USA TODAY International Edition
‘Saboteur’ reads like fiction with real thrills
Sometimes, the best author is real life.
In these cases, non-fiction tales unfold in ways that even the most imaginative novelist couldn’t dream up — and if he or she did, reviewers would scoff at the unbelievability of the book.
The subtitle of Paul Kix’s The Saboteur: The Aristocrat Who Became France’s Most Daring Anti-Nazi Commando (Harper, 222 pp., ★★★1/2) promises the reader a wild ride that would put Dan Brown, Agatha Christie or Tom Clancy to shame.
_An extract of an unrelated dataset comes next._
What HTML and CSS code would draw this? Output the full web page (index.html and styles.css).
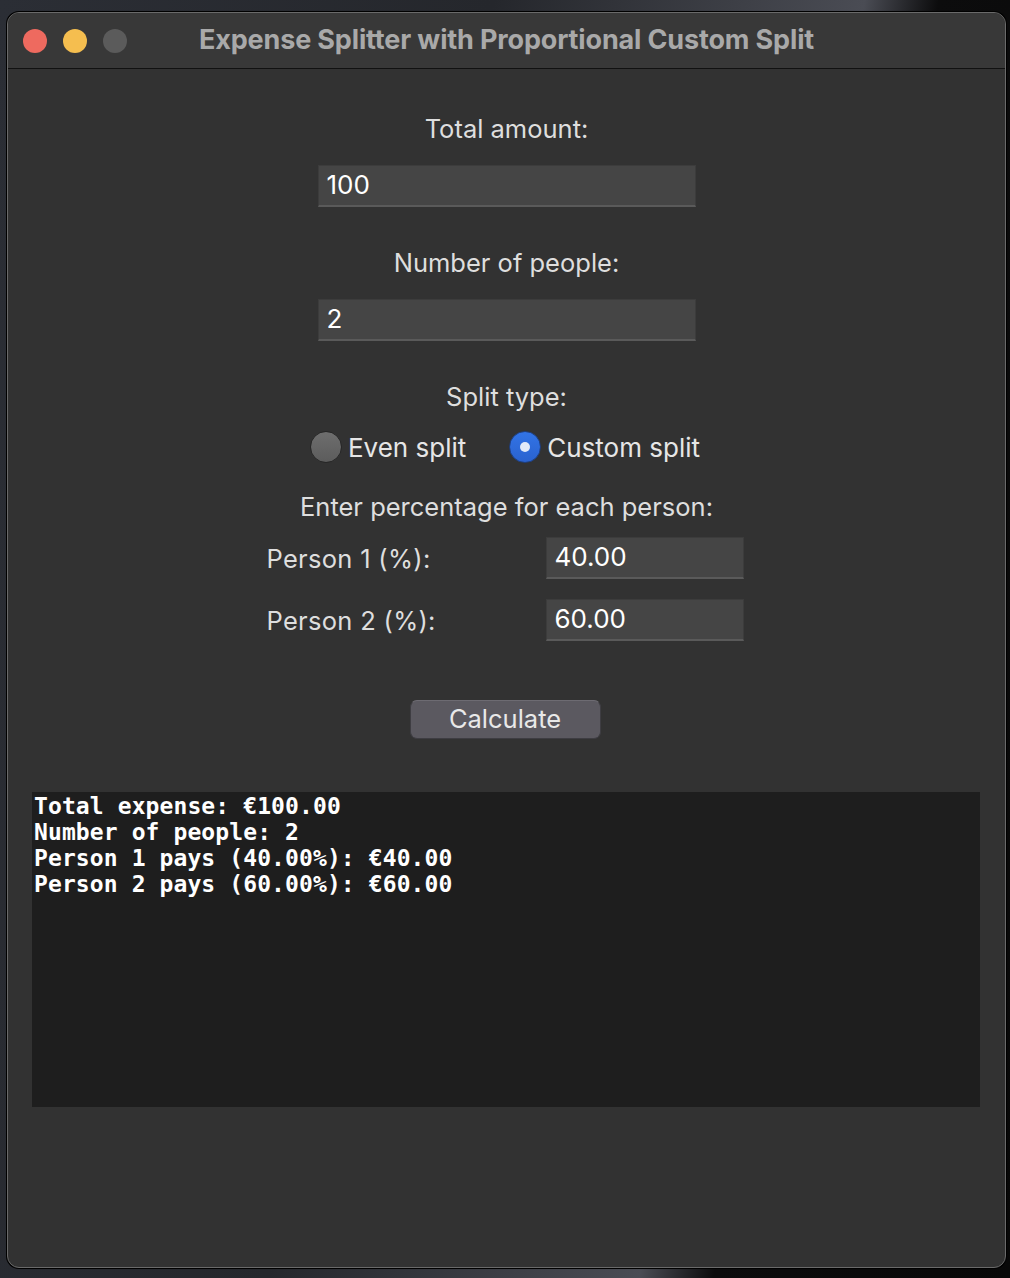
FILE: index.html
```html
<!DOCTYPE html>
<html>
<head>
<meta charset="utf-8">
<link rel="stylesheet" href="styles.css">
</head>
<body>
<div class="window">
  <div class="titlebar">
    <div class="lights">
      <span class="light red"></span>
      <span class="light yellow"></span>
      <span class="light gray"></span>
    </div>
    <div class="title">Expense Splitter with Proportional Custom Split</div>
  </div>
  <div class="content">
    <div class="label l-total">Total amount:</div>
    <div class="entry wide">100</div>
    <div class="label l-people">Number of people:</div>
    <div class="entry wide">2</div>
    <div class="label l-split">Split type:</div>
    <div class="radios">
      <div class="radio"><span class="dot off"></span><span>Even split</span></div>
      <div class="radio"><span class="dot on"></span><span>Custom split</span></div>
    </div>
    <div class="label l-enter">Enter percentage for each person:</div>
    <div class="persons">
      <div class="prow">
        <span class="plabel">Person 1 (%):</span>
        <div class="entry small">40.00</div>
      </div>
      <div class="prow">
        <span class="plabel">Person 2 (%):</span>
        <div class="entry small">60.00</div>
      </div>
    </div>
    <div class="button">Calculate</div>
    <pre class="output">Total expense: €100.00
Number of people: 2
Person 1 pays (40.00%): €40.00
Person 2 pays (60.00%): €60.00</pre>
  </div>
</div>
</body>
</html>
```
FILE: styles.css
```css
* { box-sizing: border-box; }
html, body { margin: 0; padding: 0; }
body {
  width: 1010px;
  height: 1278px;
  overflow: hidden;
  background: linear-gradient(100deg, #2b2e35 0%, #25272c 40%, #4a4c54 70%, #0c0c0d 76%, #080808 100%);
  font-family: "Inter", "Noto Sans", sans-serif;
  padding-top: 12px;
  padding-left: 7px;
}
.window {
  width: 999px;
  height: 1256px;
  background: #323232;
  border-radius: 12px;
  border: 1px solid #6a6a6a;
  box-shadow: 0 0 0 1px #000;
  overflow: hidden;
  display: flex;
  flex-direction: column;
}
.titlebar {
  height: 56px;
  flex: none;
  background: #383838;
  border-bottom: 1px solid #111;
  display: flex;
  align-items: center;
  position: relative;
}
.lights {
  display: flex;
  gap: 16px;
  padding-left: 15px;
}
.light {
  width: 24px;
  height: 24px;
  border-radius: 50%;
  display: block;
}
.red { background: #ee6a5f; }
.yellow { background: #f5be4f; }
.gray { background: #5b5b5b; }
.title {
  position: absolute;
  left: 0;
  right: 0;
  top: 0;
  height: 54px;
  line-height: 54px;
  text-align: center;
  font-weight: 700;
  font-size: 27px;
  color: #a9a9a9;
  letter-spacing: -0.15px;
}
.content {
  display: flex;
  flex-direction: column;
  align-items: center;
  padding-top: 45px;
}
.label {
  font-size: 25.5px;
  line-height: 30px;
  height: 30px;
  color: #dedede;
}
.l-people, .l-split { margin-top: 41px; }
.l-enter { margin-top: 29px; }
.entry {
  height: 42px;
  background: #454545;
  border: 1px solid #3c3c3c;
  border-bottom: 2px solid #5a5a5a;
  color: #ffffff;
  font-size: 26px;
  line-height: 38px;
  padding-left: 8px;
}
.wide {
  width: 378px;
  margin-top: 21px;
}
.radios {
  display: flex;
  gap: 43px;
  margin-top: 19px;
  height: 32px;
  align-items: center;
  font-size: 26px;
  color: #e6e6e6;
  padding-right: 3px;
}
.radio {
  display: flex;
  align-items: center;
  gap: 6px;
}
.dot {
  width: 32px;
  height: 32px;
  border-radius: 50%;
  display: block;
  position: relative;
}
.dot.off {
  background: linear-gradient(#6e6e6e, #5c5c5c);
  border: 1px solid #262626;
}
.dot.on {
  background: linear-gradient(#3274e6, #2a62cf);
  border: 1px solid #1e3f80;
}
.dot.on::after {
  content: "";
  position: absolute;
  left: 10px;
  top: 10px;
  width: 10px;
  height: 10px;
  border-radius: 50%;
  background: #e2eaf8;
}
.persons {
  margin-top: 15px;
  display: flex;
  flex-direction: column;
  gap: 20px;
  width: 477px;
  margin-right: 3px;
}
.prow {
  display: flex;
  justify-content: space-between;
  align-items: center;
}
.plabel {
  font-size: 25.5px;
  letter-spacing: 0.3px;
  color: #dedede;
}
.small {
  width: 198px;
}
.button {
  margin-top: 59px;
  width: 191px;
  height: 39px;
  border-radius: 7px;
  background: #5b5960;
  border: 1px solid #3e3d42;
  border-top-color: #6d6b72;
  color: #e8e8e8;
  font-size: 25.5px;
  line-height: 36px;
  text-align: center;
  margin-right: 3px;
}
.output {
  margin: 53px 0 0 0;
  width: 948px;
  height: 315px;
  background: #1e1e1e;
  color: #ffffff;
  font-family: "DejaVu Sans Mono", "Liberation Mono", monospace;
  font-weight: 700;
  font-size: 23px;
  line-height: 26px;
  padding: 1px 2px;
  margin-right: 1px;
  letter-spacing: 0.1px;
}
```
Robert de La Rochefoucauld was still in his teens when he decided to follow an exiled Gen. Charles de Gaulle’s call for resistance against the Nazis in 1940. He walked from France — where his family tree reached back to 900 A.D. — to Spain and made his way to England. De Gaulle gave the young man the thumbs-up to join the British, who were training agents from the Continent in special operations.
La Rochefoucauld learned how to help resisters fight back — from how to make and place explosives to how to kill an attacker with one’s bare hands to how to withstand torture.
Kix’s real-life adventure book is informed by interviews with members of his subject’s family, piles of government records and La Rochefoucauld’s autobiography. Kix fastidiously cross references dates and facts to keep the time line uncolored by clan lore and the protagonist’s sometimes fuzzy memory. (La Rochefoucauld’s testimony on behalf of Vichy official Maurice Papon during Papon’s 1997-1998 trial brings controversy to what would otherwise be a black-and-white tale.)
The narrative voice in The Saboteur seems crafted to live up to its pageturner promise. But sometimes Kix is too eager to write like a novelist, resulting in cliches where the true drama could stand on its own.
The ability of Kix, a deputy editor at
ESPN the Magazine, to infuse every chapter with facts and analysis makes the book an enjoyable read.
And the real-life ending seems almost too good to be true. La Rochefoucauld died on May 8, 2012, the 67th anniversary of what he’d risked his life to help bring about: V-E Day.